Where does the string "this" appear? Copy every line of the entries below that holds it.

SOURCE MATERIAL →
☆ ☆ ☆

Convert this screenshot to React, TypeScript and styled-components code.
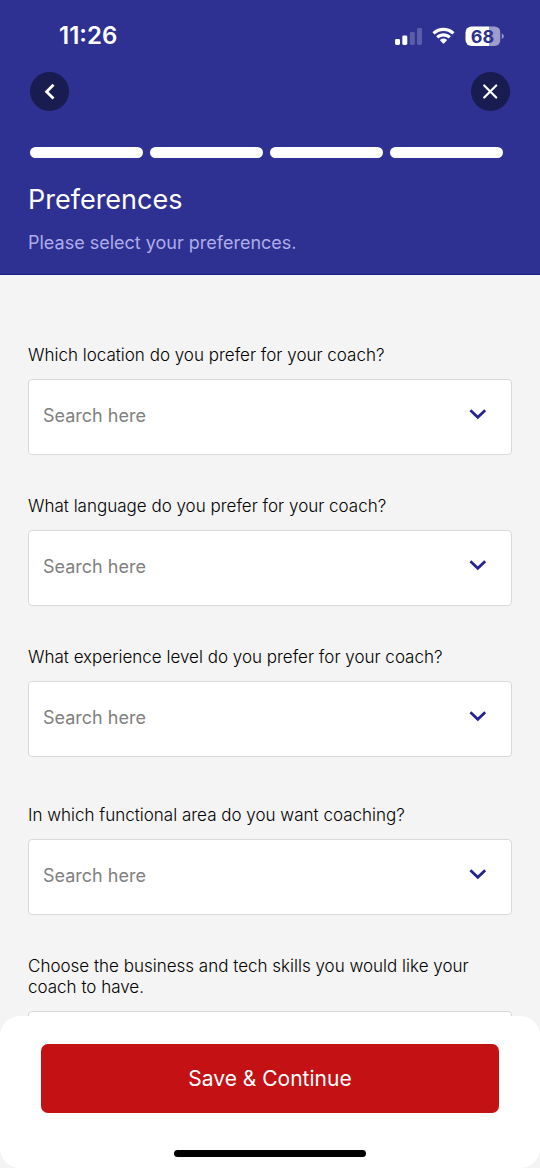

☆ ☆ ☆

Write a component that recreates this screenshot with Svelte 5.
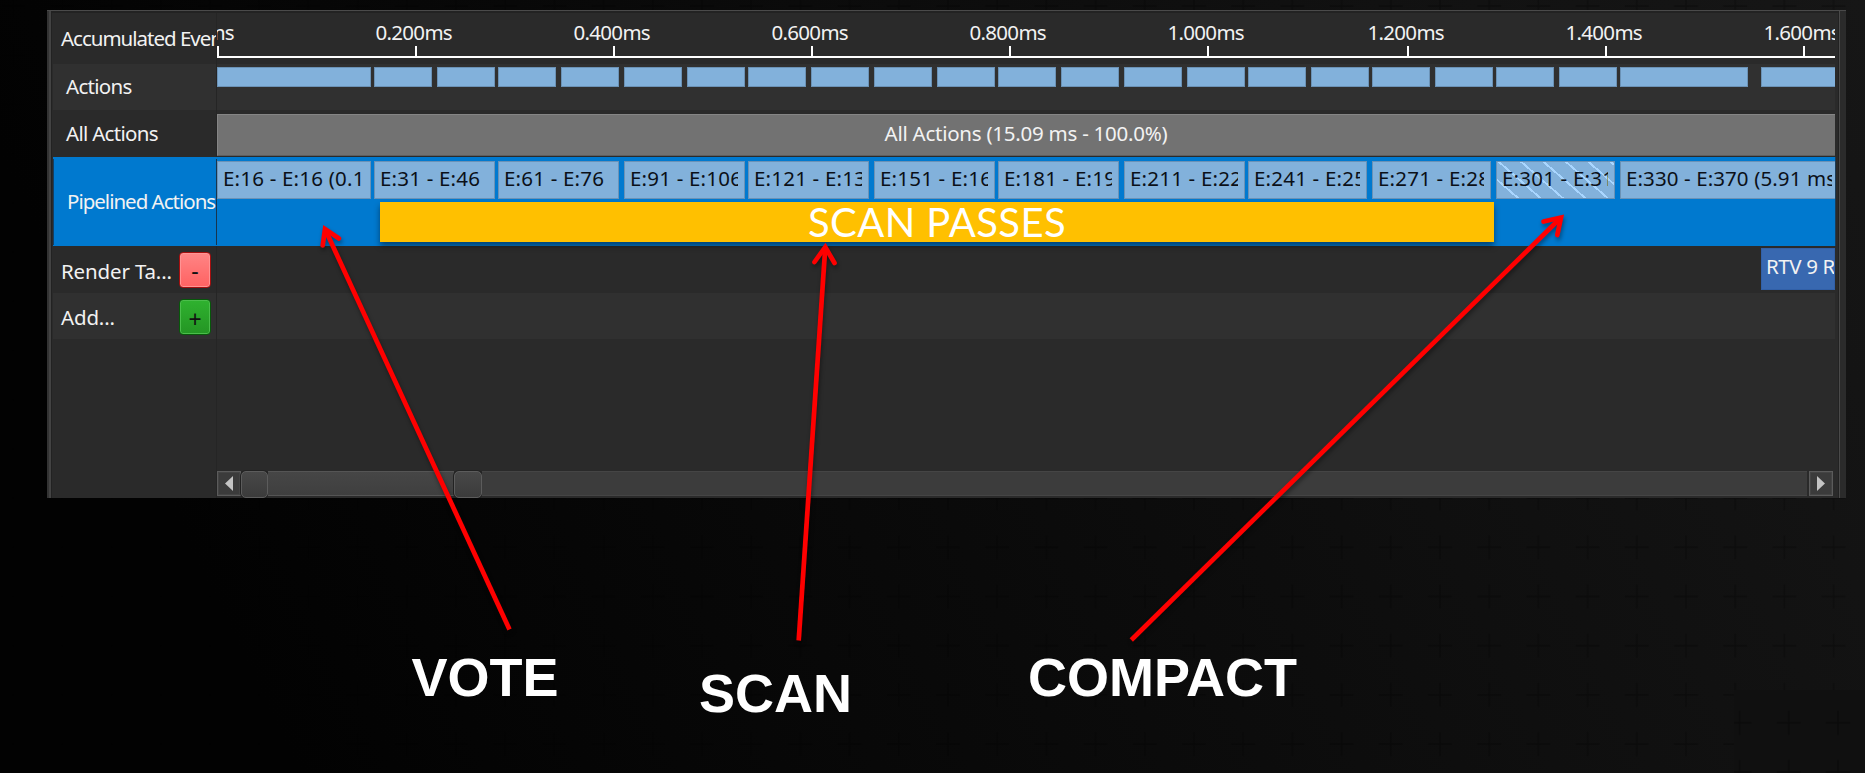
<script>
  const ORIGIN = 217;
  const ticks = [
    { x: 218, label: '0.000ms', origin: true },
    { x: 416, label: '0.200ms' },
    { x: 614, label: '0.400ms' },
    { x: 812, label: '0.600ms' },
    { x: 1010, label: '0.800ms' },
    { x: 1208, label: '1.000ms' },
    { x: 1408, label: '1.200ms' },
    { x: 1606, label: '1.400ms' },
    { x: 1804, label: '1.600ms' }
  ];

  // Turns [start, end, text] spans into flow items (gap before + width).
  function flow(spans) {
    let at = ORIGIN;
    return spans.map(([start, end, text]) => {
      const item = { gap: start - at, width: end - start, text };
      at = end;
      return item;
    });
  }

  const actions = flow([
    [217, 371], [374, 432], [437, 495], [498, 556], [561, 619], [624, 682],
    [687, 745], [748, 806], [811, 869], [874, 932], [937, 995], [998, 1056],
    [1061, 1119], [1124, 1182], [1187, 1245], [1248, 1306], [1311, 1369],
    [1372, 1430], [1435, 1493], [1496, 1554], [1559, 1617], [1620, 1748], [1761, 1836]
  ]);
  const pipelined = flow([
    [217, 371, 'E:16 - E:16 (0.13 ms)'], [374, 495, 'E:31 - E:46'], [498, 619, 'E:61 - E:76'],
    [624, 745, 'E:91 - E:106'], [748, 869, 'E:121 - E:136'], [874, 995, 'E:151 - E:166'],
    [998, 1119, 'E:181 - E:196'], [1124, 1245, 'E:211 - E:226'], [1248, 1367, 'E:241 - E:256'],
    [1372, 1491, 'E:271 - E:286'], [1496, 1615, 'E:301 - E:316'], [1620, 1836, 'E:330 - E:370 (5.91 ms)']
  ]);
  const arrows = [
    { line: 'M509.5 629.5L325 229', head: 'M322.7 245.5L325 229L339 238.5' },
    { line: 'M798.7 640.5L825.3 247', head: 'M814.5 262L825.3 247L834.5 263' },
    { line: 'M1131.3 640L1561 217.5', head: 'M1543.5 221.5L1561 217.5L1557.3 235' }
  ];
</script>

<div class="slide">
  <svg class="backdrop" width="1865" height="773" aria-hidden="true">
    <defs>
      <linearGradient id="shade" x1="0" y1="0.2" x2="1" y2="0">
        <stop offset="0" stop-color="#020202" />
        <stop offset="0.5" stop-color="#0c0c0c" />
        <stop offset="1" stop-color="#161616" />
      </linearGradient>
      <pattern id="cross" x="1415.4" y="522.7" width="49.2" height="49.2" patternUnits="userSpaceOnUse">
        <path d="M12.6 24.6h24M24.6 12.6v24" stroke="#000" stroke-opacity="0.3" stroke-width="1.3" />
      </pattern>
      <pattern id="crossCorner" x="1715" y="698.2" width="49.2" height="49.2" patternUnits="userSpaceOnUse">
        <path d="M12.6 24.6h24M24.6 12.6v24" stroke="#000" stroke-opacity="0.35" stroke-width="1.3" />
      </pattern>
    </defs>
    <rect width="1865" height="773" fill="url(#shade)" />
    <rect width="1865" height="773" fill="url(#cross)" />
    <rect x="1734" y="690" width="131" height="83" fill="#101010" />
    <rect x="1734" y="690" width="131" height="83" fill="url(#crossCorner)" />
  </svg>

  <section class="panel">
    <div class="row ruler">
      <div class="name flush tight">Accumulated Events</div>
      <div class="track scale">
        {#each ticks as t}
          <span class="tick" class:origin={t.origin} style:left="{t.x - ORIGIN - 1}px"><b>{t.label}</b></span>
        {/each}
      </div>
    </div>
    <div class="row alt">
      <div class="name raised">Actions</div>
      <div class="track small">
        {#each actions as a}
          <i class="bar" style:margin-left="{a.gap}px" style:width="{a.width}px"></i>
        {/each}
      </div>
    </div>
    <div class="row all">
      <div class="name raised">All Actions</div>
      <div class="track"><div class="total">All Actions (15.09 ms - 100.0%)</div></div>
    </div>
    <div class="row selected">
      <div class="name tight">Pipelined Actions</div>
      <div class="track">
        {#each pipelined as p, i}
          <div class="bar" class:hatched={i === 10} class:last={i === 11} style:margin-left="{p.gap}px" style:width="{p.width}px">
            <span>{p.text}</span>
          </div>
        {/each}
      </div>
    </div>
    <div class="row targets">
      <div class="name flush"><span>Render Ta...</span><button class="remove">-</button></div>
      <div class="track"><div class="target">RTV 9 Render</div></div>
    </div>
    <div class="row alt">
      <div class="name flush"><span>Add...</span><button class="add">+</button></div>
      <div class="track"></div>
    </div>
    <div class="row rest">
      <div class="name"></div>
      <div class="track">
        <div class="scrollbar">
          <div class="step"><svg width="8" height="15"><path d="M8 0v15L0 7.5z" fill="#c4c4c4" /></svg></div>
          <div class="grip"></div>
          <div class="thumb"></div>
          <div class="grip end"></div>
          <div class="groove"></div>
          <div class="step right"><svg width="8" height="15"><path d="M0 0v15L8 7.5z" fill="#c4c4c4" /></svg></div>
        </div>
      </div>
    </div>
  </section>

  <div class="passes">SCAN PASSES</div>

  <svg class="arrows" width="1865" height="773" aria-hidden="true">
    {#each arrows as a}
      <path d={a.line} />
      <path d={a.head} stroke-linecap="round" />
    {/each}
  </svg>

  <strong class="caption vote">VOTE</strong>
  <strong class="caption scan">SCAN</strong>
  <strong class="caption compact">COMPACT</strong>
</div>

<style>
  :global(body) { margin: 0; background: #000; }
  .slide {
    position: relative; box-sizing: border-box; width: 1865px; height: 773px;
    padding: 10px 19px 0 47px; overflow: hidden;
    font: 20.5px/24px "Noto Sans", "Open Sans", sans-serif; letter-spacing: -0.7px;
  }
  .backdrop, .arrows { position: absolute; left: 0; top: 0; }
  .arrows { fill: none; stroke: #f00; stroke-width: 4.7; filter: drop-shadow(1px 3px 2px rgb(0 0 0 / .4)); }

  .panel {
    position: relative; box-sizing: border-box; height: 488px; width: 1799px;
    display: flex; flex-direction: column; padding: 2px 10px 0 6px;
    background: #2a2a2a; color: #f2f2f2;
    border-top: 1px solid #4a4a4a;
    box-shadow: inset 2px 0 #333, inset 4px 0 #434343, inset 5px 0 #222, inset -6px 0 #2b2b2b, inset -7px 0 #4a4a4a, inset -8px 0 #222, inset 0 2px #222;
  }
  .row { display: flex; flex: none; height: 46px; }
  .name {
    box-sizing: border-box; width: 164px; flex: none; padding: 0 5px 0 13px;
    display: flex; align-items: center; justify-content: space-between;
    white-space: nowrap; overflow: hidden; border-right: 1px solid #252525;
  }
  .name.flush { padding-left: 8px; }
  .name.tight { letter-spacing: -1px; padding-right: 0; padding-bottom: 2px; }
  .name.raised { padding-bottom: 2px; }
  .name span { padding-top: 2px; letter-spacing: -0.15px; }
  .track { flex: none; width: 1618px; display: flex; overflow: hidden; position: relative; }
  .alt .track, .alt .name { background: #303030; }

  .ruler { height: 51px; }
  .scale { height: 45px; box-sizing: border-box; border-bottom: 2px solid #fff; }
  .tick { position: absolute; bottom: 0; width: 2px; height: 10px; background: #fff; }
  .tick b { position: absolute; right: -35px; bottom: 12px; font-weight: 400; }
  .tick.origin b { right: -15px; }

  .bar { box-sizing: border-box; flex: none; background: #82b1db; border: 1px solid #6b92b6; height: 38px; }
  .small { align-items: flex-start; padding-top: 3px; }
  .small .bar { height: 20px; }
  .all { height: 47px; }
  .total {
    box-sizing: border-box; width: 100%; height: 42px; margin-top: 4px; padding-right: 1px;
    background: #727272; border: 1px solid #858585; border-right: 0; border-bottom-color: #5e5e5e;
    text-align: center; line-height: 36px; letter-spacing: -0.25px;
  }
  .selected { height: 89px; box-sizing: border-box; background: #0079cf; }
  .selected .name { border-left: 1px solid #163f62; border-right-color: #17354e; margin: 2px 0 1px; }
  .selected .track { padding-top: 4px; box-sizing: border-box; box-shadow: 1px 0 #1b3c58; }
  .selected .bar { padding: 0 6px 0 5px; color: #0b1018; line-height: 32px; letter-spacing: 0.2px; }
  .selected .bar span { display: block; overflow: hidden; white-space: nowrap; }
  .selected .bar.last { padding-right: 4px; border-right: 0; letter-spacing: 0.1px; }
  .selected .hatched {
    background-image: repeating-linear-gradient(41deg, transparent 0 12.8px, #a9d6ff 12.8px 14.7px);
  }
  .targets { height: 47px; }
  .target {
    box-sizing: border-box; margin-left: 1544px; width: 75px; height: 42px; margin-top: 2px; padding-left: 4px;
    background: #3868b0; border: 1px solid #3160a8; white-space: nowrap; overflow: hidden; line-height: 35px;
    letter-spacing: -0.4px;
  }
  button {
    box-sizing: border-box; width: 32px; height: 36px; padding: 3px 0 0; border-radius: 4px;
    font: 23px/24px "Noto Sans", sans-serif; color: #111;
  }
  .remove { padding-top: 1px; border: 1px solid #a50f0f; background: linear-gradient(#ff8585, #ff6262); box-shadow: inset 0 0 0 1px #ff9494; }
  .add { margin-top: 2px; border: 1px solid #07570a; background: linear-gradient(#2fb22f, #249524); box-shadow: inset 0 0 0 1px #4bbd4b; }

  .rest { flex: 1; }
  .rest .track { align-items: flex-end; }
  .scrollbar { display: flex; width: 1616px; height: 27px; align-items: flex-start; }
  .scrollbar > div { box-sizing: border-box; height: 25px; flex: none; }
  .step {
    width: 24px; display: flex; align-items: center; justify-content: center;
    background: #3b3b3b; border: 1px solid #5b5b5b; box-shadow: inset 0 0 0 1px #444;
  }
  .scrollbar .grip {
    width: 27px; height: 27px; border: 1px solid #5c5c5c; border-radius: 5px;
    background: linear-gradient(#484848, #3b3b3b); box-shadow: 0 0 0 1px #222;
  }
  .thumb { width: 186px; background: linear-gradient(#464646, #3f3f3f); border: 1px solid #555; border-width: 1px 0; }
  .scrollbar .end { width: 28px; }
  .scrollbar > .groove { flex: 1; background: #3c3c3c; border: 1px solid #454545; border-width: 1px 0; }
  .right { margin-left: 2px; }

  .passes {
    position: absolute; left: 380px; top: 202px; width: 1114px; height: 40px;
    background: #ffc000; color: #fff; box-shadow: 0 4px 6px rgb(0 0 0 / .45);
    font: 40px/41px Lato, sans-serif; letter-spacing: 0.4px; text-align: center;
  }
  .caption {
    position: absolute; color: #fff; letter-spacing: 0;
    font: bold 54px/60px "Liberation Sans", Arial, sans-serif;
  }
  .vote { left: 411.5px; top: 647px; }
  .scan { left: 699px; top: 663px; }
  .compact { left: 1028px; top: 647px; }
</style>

☆ ☆ ☆

RESULT OF THE TASK →
Convert this screenshot to React, TypeScript and styled-components code.
Write a component that recreates this screenshot with Svelte 5.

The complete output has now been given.